The extension of wastewater services will increase the flexibility to gradually accommodate higher wastewater loads from a growing region. While the quality of wastewater treatment is generally high in Stockholm, investments are needed to accommodate population growth and the increasing frequency of heavy rain.
The increased quality of the wastewater treatment is expected to have a positive impact on the productivity of public sector services.
The increased transport capacity of the sewer network is expected to reduce the overflow of untreated wastewater into Lake Mälaren from an estimated 185,000 cubic metres annually to less than 10,000.
The new MBR technology will result in 40% lower discharges of phosphorus and 33% lower discharges of nitrogen into the Baltic Sea. It will also remove all particles larger than 0.04 micrometres, i.e. all microplastics, from the wastewater.

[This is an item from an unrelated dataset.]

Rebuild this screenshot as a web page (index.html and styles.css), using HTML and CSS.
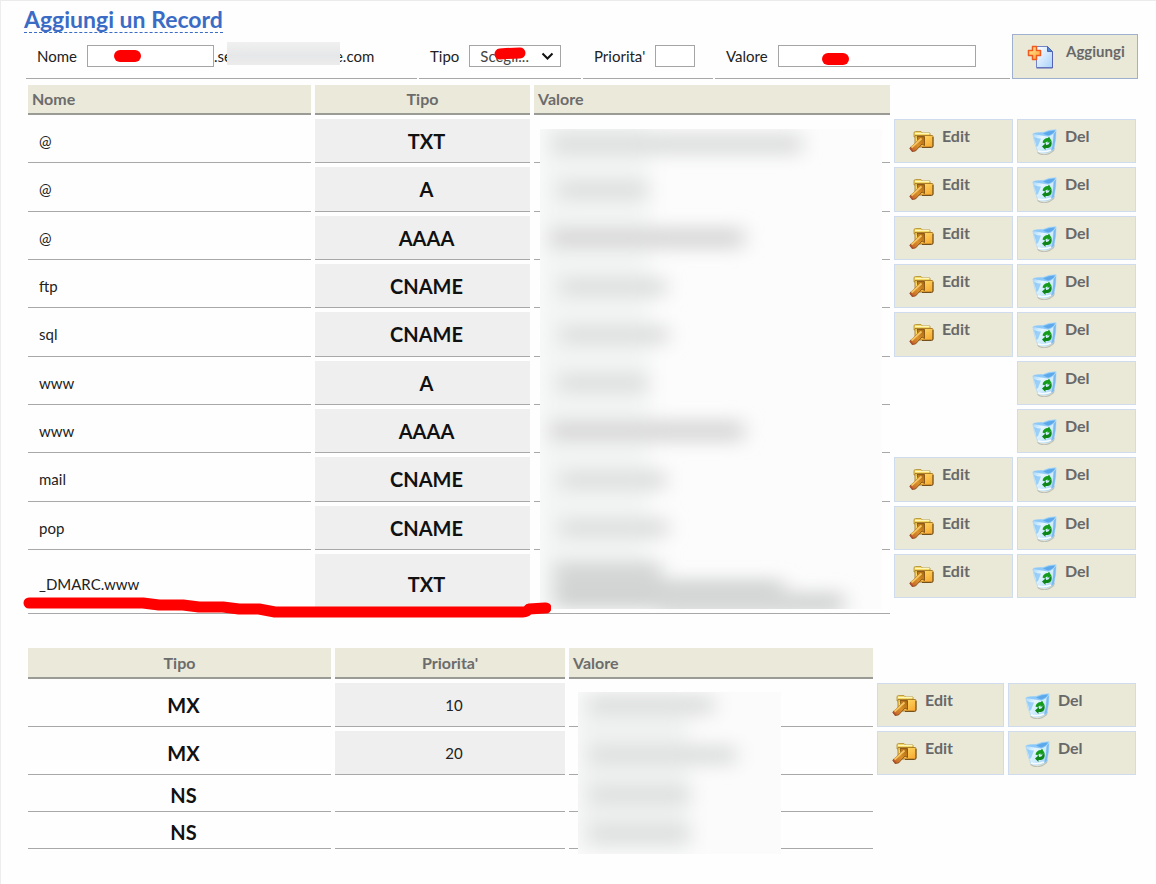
FILE: index.html
```html
<!DOCTYPE html>
<html lang="it">
<head>
<meta charset="utf-8">
<title>Aggiungi un Record</title>
<link rel="stylesheet" href="styles.css">
</head>
<body>
<svg class="sprites" aria-hidden="true">
  <defs>
    <linearGradient id="gold" x1="0" y1="0" x2="1" y2="1"><stop offset="0" stop-color="#ffe873"/><stop offset="1" stop-color="#f7a42c"/></linearGradient>
    <linearGradient id="handle" x1="1" y1="0" x2="0" y2="1"><stop offset="0" stop-color="#a8640c"/><stop offset=".5" stop-color="#d9922a"/><stop offset="1" stop-color="#c25a2c"/></linearGradient>
    <linearGradient id="glass" x1="0" y1="0" x2="1" y2="1"><stop offset="0" stop-color="#8fcbfb"/><stop offset=".35" stop-color="#e6f6ff"/><stop offset=".7" stop-color="#c4e6fc"/><stop offset="1" stop-color="#6db4ee"/></linearGradient>
    <linearGradient id="sheet" x1="0" y1="0" x2="1" y2="1"><stop offset="0" stop-color="#ffffff"/><stop offset="1" stop-color="#a9d2fb"/></linearGradient>
    <linearGradient id="plus" x1="0" y1="0" x2="1" y2="1"><stop offset="0" stop-color="#fff0a0"/><stop offset="1" stop-color="#ff9a2c"/></linearGradient>
    <filter id="soft" x="-20%" y="-100%" width="140%" height="300%"><feGaussianBlur stdDeviation="10 8"/></filter>
  </defs>
  <symbol id="i-edit" viewBox="0 0 25 26">
    <path d="M5 4q0-1.500 1.500-1.500H12L13.500 4H21v4H5z" fill="#f3d968" stroke="#b08c2c" stroke-width=".8"/>
    <path d="M6 4.500h14.500" stroke="#fff6b8" fill="none"/>
    <path d="M6 6.500h17q1 0 1 1v9q0 1.500-1.500 1.500H6z" fill="url(#gold)" stroke="#9c6a1a" stroke-width=".8"/>
    <path d="M24 8v9q0 1.500-1.500 1.500H13" fill="none" stroke="#76501c"/>
    <path d="M8 7.500h7.500v9l-2.500-1.500-6.500 7-3.500.5L.8 19 9 11.500z" fill="url(#handle)" stroke="#7a4810" stroke-width=".8"/>
    <path d="M2.500 18.500 12.500 9.500" stroke="#f6c562" stroke-width="1.800"/>
    <path d="M1.200 19.200l2.800 3" stroke="#b14e32" stroke-width="1.500"/>
  </symbol>
  <symbol id="i-del" viewBox="0 0 25 26">
    <path d="M5 22.500q7 5 14 .5l4-5-1 4q-8 7-16 2.500z" fill="#8f9690" opacity=".5"/>
    <path d="M.8 5Q3 3 11 3.500 17 .5 24.200 .8q0 9-2.400 19.700-7 5.500-16 2.300Q2 14 .8 5z" fill="url(#glass)" stroke="#a8d2ee" stroke-width=".6"/>
    <path d="M1 5Q3 3 11 3.500 17 .5 24 .8 22 6 16 7.500 8 6 1 5z" fill="#8cc8f8"/>
    <path d="M11 4.500Q17 1.500 23 1.500 21 5.500 16 6.500z" fill="#5da8ea"/>
    <path d="M2 8q3 1.500 7 1.500L6 17l-1.500 1z" fill="#6ab8f4" opacity=".6"/>
    <path d="M24 2q0 9-2.300 18l-2.200 1.500Q21.500 13 21.500 5z" fill="#7abaf0"/>
    <path d="M6 22q6 2 13-1" stroke="#f4fbff" stroke-width="1.500" fill="none"/>
    <path d="M10.500 13.500q1-4.500 5.500-4.500l1-1.500 2.500 4.500-4 2 .2-1.500q-2 0-2.700 2z" fill="#159c1c"/>
    <path d="M19.500 12q1 6-3.500 7h-2.500v2L10 17.500l4-3.500v2q3.500 0 3.500-3z" fill="#0d8617"/>
  </symbol>
  <symbol id="i-add" viewBox="0 0 27 26">
    <path d="M9.500 2.500h11l5 5v16h-16z" fill="url(#sheet)" stroke="#7383c8"/>
    <path d="M20.500 2.500v5h5z" fill="#4f86dc" stroke="#5064ac"/>
    <path d="M25.500 8v16h-16" fill="none" stroke="#5663b5"/>
    <path d="M5.500 2.500h4v4h4v5h-4v4h-4v-4h-4v-5h4z" fill="url(#plus)" stroke="#ef5a20" stroke-width="1.500" stroke-linejoin="round"/>
  </symbol>
</svg>

<main class="page">
  <h1 class="title"><span class="title-text">Aggiungi un Record</span></h1>

  <form class="add-form">
    <div class="field">
      <label for="nome">Nome</label>
      <span class="marked nome-box"><input id="nome" type="text"><svg class="mark mark-nome" viewBox="0 0 27 12" aria-hidden="true"><rect width="27" height="12" rx="6"/></svg></span>
      <span class="domain">.se<span class="domain-mask"></span>e.com</span>
    </div>
    <div class="field">
      <label for="tipo">Tipo</label>
      <span class="marked tipo-box"><select id="tipo"><option>Scegli...</option></select><svg class="chevron" viewBox="0 0 13 8" aria-hidden="true"><path d="M1.500 1.500l5 5 5-5"/></svg><svg class="mark mark-tipo" viewBox="0 0 32 13" aria-hidden="true"><path d="M6 7 12 6.500 26 6"/></svg></span>
    </div>
    <div class="field">
      <label for="priorita">Priorita'</label>
      <input id="priorita" class="short" type="text">
    </div>
    <div class="field">
      <label for="valore">Valore</label>
      <span class="marked valore-box"><input id="valore" type="text"><svg class="mark mark-valore" viewBox="0 0 27 12" aria-hidden="true"><rect width="27" height="12" rx="6"/></svg></span>
    </div>
    <button class="btn btn-add" type="button"><svg class="icon-add" aria-hidden="true"><use href="#i-add"/></svg>Aggiungi</button>
  </form>

  <section class="sheet">
    <table class="records hosts">
      <colgroup><col class="h-name"><col class="h-type"><col class="h-value"><col class="h-act"><col class="h-act"></colgroup>
      <thead><tr><th class="left">Nome</th><th>Tipo</th><th class="left">Valore</th><td></td><td></td></tr></thead>
      <tbody>
        <tr><td class="name">@</td><td class="type shade">TXT</td><td class="value"></td><td><button class="btn" type="button"><svg class="icon" aria-hidden="true"><use href="#i-edit"/></svg>Edit</button></td><td><button class="btn" type="button"><svg class="icon" aria-hidden="true"><use href="#i-del"/></svg>Del</button></td></tr>
        <tr><td class="name">@</td><td class="type shade">A</td><td class="value"></td><td><button class="btn" type="button"><svg class="icon" aria-hidden="true"><use href="#i-edit"/></svg>Edit</button></td><td><button class="btn" type="button"><svg class="icon" aria-hidden="true"><use href="#i-del"/></svg>Del</button></td></tr>
        <tr><td class="name">@</td><td class="type shade">AAAA</td><td class="value"></td><td><button class="btn" type="button"><svg class="icon" aria-hidden="true"><use href="#i-edit"/></svg>Edit</button></td><td><button class="btn" type="button"><svg class="icon" aria-hidden="true"><use href="#i-del"/></svg>Del</button></td></tr>
        <tr><td class="name">ftp</td><td class="type shade">CNAME</td><td class="value"></td><td><button class="btn" type="button"><svg class="icon" aria-hidden="true"><use href="#i-edit"/></svg>Edit</button></td><td><button class="btn" type="button"><svg class="icon" aria-hidden="true"><use href="#i-del"/></svg>Del</button></td></tr>
        <tr><td class="name">sql</td><td class="type shade">CNAME</td><td class="value"></td><td><button class="btn" type="button"><svg class="icon" aria-hidden="true"><use href="#i-edit"/></svg>Edit</button></td><td><button class="btn" type="button"><svg class="icon" aria-hidden="true"><use href="#i-del"/></svg>Del</button></td></tr>
        <tr><td class="name">www</td><td class="type shade">A</td><td class="value"></td><td></td><td><button class="btn" type="button"><svg class="icon" aria-hidden="true"><use href="#i-del"/></svg>Del</button></td></tr>
        <tr><td class="name">www</td><td class="type shade">AAAA</td><td class="value"></td><td></td><td><button class="btn" type="button"><svg class="icon" aria-hidden="true"><use href="#i-del"/></svg>Del</button></td></tr>
        <tr><td class="name">mail</td><td class="type shade">CNAME</td><td class="value"></td><td><button class="btn" type="button"><svg class="icon" aria-hidden="true"><use href="#i-edit"/></svg>Edit</button></td><td><button class="btn" type="button"><svg class="icon" aria-hidden="true"><use href="#i-del"/></svg>Del</button></td></tr>
        <tr><td class="name">pop</td><td class="type shade">CNAME</td><td class="value"></td><td><button class="btn" type="button"><svg class="icon" aria-hidden="true"><use href="#i-edit"/></svg>Edit</button></td><td><button class="btn" type="button"><svg class="icon" aria-hidden="true"><use href="#i-del"/></svg>Del</button></td></tr>
        <tr class="tall"><td class="name">_DMARC.www</td><td class="type shade">TXT</td><td class="value"></td><td><button class="btn" type="button"><svg class="icon" aria-hidden="true"><use href="#i-edit"/></svg>Edit</button></td><td><button class="btn" type="button"><svg class="icon" aria-hidden="true"><use href="#i-del"/></svg>Del</button></td></tr>
      </tbody>
    </table>
    <svg class="mask mask-hosts" viewBox="0 0 342 480" preserveAspectRatio="none" aria-hidden="true">
      <rect width="342" height="480" fill="#fcfcfc"/>
      <g filter="url(#soft)" fill="#e0e1e1">
        <rect x="0" y="-10" width="110" height="490" fill="#f3f4f4"/>
        <rect x="12" y="3" width="250" height="24"/>
        <rect x="18" y="50" width="90" height="22"/>
        <rect x="10" y="97" width="194" height="24" fill="#dcdcdc"/>
        <rect x="20" y="147" width="106" height="22"/>
        <rect x="20" y="195" width="108" height="22"/>
        <rect x="18" y="243" width="90" height="22"/>
        <rect x="10" y="290" width="194" height="24" fill="#dcdcdc"/>
        <rect x="20" y="340" width="106" height="22"/>
        <rect x="20" y="388" width="108" height="22"/>
        <rect x="14" y="432" width="108" height="48" fill="#d6d8d7"/>
        <rect x="14" y="450" width="230" height="30" fill="#d2d4d3"/>
        <rect x="120" y="462" width="184" height="24" fill="#d6d8d7"/>
      </g>
    </svg>
    <svg class="mark underline" viewBox="0 0 528 22" preserveAspectRatio="none" aria-hidden="true"><path d="M6 6h114l16 2h24l16 2h24l16 2h20l16 3h248q4 0 6-3l16-1h1"/></svg>
  </section>

  <section class="sheet servers-sheet">
    <table class="records servers">
      <colgroup><col class="s-type"><col class="s-prio"><col class="s-value"><col class="s-edit"><col class="s-del"></colgroup>
      <thead><tr><th>Tipo</th><th>Priorita'</th><th class="left">Valore</th><td></td><td></td></tr></thead>
      <tbody>
        <tr><td class="type">MX</td><td class="prio shade">10</td><td class="value"></td><td><button class="btn" type="button"><svg class="icon" aria-hidden="true"><use href="#i-edit"/></svg>Edit</button></td><td><button class="btn btn-wide" type="button"><svg class="icon" aria-hidden="true"><use href="#i-del"/></svg>Del</button></td></tr>
        <tr><td class="type">MX</td><td class="prio shade">20</td><td class="value"></td><td><button class="btn" type="button"><svg class="icon" aria-hidden="true"><use href="#i-edit"/></svg>Edit</button></td><td><button class="btn btn-wide" type="button"><svg class="icon" aria-hidden="true"><use href="#i-del"/></svg>Del</button></td></tr>
        <tr class="compact"><td class="type">NS</td><td class="prio"></td><td class="value"></td><td></td><td></td></tr>
        <tr class="compact"><td class="type">NS</td><td class="prio"></td><td class="value"></td><td></td><td></td></tr>
      </tbody>
    </table>
    <svg class="mask mask-servers" viewBox="0 0 203 162" preserveAspectRatio="none" aria-hidden="true">
      <rect width="203" height="162" fill="#fbfbfb"/>
      <g filter="url(#soft)" fill="#e0e1e1">
        <rect x="0" y="0" width="110" height="160" fill="#f0f1f1"/>
        <rect x="12" y="2" width="124" height="22"/>
        <rect x="12" y="52" width="146" height="22"/>
        <rect x="12" y="92" width="100" height="22"/>
        <rect x="12" y="130" width="100" height="22"/>
      </g>
    </svg>
  </section>
</main>
</body>
</html>
```
FILE: styles.css
```css
* { box-sizing: border-box; }

body {
  margin: 0;
  min-height: 100vh;
  border-top: 1px solid #ebebeb;
  border-left: 1px solid #ededed;
  background: #fefefe;
  color: #222;
  font: 15px/20px Lato, "Open Sans", sans-serif;
}

button, input, select { font: inherit; color: inherit; }

.sprites { position: absolute; width: 0; height: 0; }

.page { padding: 6px 16px 24px 23px; }

.title { margin: 0 0 1px; font-size: 23px; line-height: 25px; color: #3a6cc6; }
.title-text { display: inline-block; border-bottom: 1px dashed #3a6cc6; }

/* entry form */
.add-form {
  display: grid;
  grid-template-columns: 391fr 162fr 130fr 295fr 126fr;
  gap: 2px;
  padding: 0 2px;
}

.field {
  display: flex;
  align-items: center;
  gap: 10px;
  height: 45px;
  padding-left: 11px;
  border-bottom: 1px solid #a8a8a8;
  white-space: nowrap;
}

.field input, .field select {
  width: 100%;
  height: 22px;
  padding: 0 4px;
  border: 1px solid #a5a5a5;
  border-radius: 0;
  background: #fff;
}
.field .short { width: 40px; }
.field select { appearance: none; padding-left: 10px; color: #444; }

.marked { position: relative; display: flex; }
.nome-box { width: 127px; }
.tipo-box { width: 92px; }
.valore-box { width: 198px; }

.chevron {
  position: absolute;
  right: 7px;
  top: 7px;
  width: 13px;
  height: 8px;
  fill: none;
  stroke: #111;
  stroke-width: 2;
}

.mark { position: absolute; fill: #f00; }
.mark path { fill: none; stroke: #f00; stroke-width: 11; stroke-linecap: round; stroke-linejoin: round; }
.mark-nome { left: 27px; top: 5px; width: 27px; height: 12px; }
.mark-valore { left: 44px; top: 8px; width: 27px; height: 12px; }
.mark-tipo { left: 25px; top: 2px; width: 32px; height: 13px; }

.domain { display: flex; align-items: center; margin-left: -10px; }
.domain-mask {
  position: relative;
  width: 113px;
  height: 23px;
  margin: -6px -5px 0;
  background: linear-gradient(#f0f0f0, #e6e7e8 60%, #ececec);
}

/* buttons */
.btn {
  display: flex;
  align-items: flex-start;
  gap: 8px;
  width: 100%;
  height: 44px;
  padding: 6px 8px 0 14px;
  border: 1px solid #cfdcee;
  background: #eae9d8;
  color: #686868;
  font-size: 16px;
  font-weight: bold;
  text-align: left;
}
.btn-wide { padding-left: 16px; }
.btn-add { gap: 12px; height: 45px; border-color: #9fb0cf; font-size: 15px; }
.icon { flex: none; width: 25px; height: 26px; margin-top: 3px; }
.icon-add { flex: none; width: 27px; height: 26px; margin-top: 3px; }

/* record tables */
.sheet { position: relative; margin-top: 2px; }
.servers-sheet { margin-top: 26px; }

.records { width: 100%; table-layout: fixed; border-spacing: 4px; }
.records td, .records th { padding: 0; }
.records td { height: 44px; vertical-align: top; }
.records thead td { height: 30px; }

.records th {
  height: 30px;
  padding: 0 4px;
  border-bottom: 2px solid #9b9b96;
  background: #eae9da;
  color: #6c6c6c;
  font-size: 16px;
  text-align: center;
}
.records th.left { text-align: left; }
.servers th { height: 31px; }

.h-name { width: 25.92%; }
.h-type { width: 19.69%; }
.h-value { width: 32.6%; }
.h-act { width: 10.9%; }
.s-type { width: 27.75%; }
.s-prio { width: 21.06%; }
.s-value { width: 27.84%; }
.s-edit { width: 11.63%; }
.s-del { width: 11.72%; }

.records .name, .records .type, .records .value, .records .prio {
  border-bottom: 1px solid #a8a8a8;
  vertical-align: middle;
}
.records .name { padding-left: 11px; }
.records .type { padding-left: 8px; color: #111; font-size: 20px; font-weight: bold; text-align: center; }
.records .prio { padding-left: 8px; text-align: center; }
.records .shade { background: #efefef; }

.hosts tbody tr:nth-child(3n+2) td, .hosts tbody tr:nth-child(3n+2) .btn { height: 45px; }
.hosts .tall td { height: 60px; }
.servers .compact td { height: 33px; }

/* blurred areas and pen stroke over the tables */
.mask { position: absolute; overflow: hidden; }
.mask-hosts { left: 46.24%; top: 48px; width: 30.65%; height: 480px; }
.mask-servers { left: 49.64%; top: 48px; width: 18.19%; height: 162px; }
.underline { left: -1px; bottom: -1px; width: 47.31%; height: 22px; }
```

This is a project with a potentially extensive environmental and/or social impact (category A, read more)
The major potential for negative environmental impact relates to noise during the construction phase of the tunnel. No risk is foreseen of any negative impact on groundwater quality. Leftover materials from the tunnel construction will be used at building sites in the Stockholm area.
The city will change its sludge treatment technology, and the production of biogas will almost double to 35 million normal cubic metres annually from 18.2. The increase is largely due to the treatment of external organic waste in the form of food waste and fats from fat separators.